# Mahogany/Ambrosia Maple jewelry chest



## darty (Feb 1, 2009)

*Mahogany/Ambrosia Maple jewelry chest (finished)*

I made this for my 13 year old daughter. It’s far from perfect, but she likes it. I’ve had the ambrosia maple for about 2 years trying to decide what to use it for. I lined all the drawers with the velvet that she picked out. I’ve got the knobs on order. They should be here first of the week. I’m waiting on them to put the back on.


Thanks for looking


John


Got the knobs today and put them on so I guess I'm finished. My daughter likes it so I guess I do too.


----------



## rocklobster (Jun 18, 2008)

I can see why you've been holding on to that maple. It looks great. You made nice use of it.

Rob


----------



## Itchy Brother (Aug 22, 2008)

Very nice job,Itchy


----------



## ACP (Jan 24, 2009)

That is some great looking wood and you saved it for a great project. I bet your daughter loves it.


----------



## phinds (Mar 25, 2009)

Wow, that's terrific wood ... nice job.
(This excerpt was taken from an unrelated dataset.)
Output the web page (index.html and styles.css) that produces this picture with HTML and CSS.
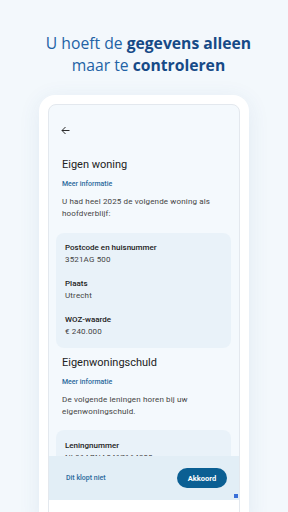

It's nice to make stuff for your kids.


----------



## wooddude9 (Sep 6, 2008)

Love the grain pattern and its always nice to make things for family.I wish I had more time for those kind of projects instead of making all just for customers.


----------



## firehawkmph (Apr 26, 2008)

John,
Great job. If your daughter doesn't like that, take her ipod away. I always like am. maple. Those doors look really neat. 
Mike Hawkins


----------



## darty (Feb 1, 2009)

Thanks guys for all the nice comments. 

Hawk, I don't think her Ipod is in jeopardy, she's asked me three times since Friday if I was sure the knobs will be here Monday.


----------



## darty (Feb 1, 2009)

Finished, pics at top


----------



## Hendo446 (Nov 25, 2009)

Beautiful jewelry box. I am getting ready to build some jewelry boxes for my daughters and am looking around for different ideas. I think I'll start looking around for some of that maple. Good job!
Chris


----------



## ben arnott (Nov 15, 2008)

John, That's an outstanding piece. I looked at it for a while. Great job! Making pieces for family is very satisfying. I just made my mom a table and she's raved to all her friends and our family about it. Your daughter will always be very proud of that jewelry box and tell anyone who sees it that her dad built it.


----------



## Streamwinner (Nov 25, 2008)

That is gorgeous. Great wood matching.


----------



## Kenbo (Sep 16, 2008)

That is some seriously gorgeous grain contrasts. Fantastic work my man. :thumbsup:


----------



## Mizer (Mar 11, 2010)

Very nice! I like the clean lines of the drawers.


----------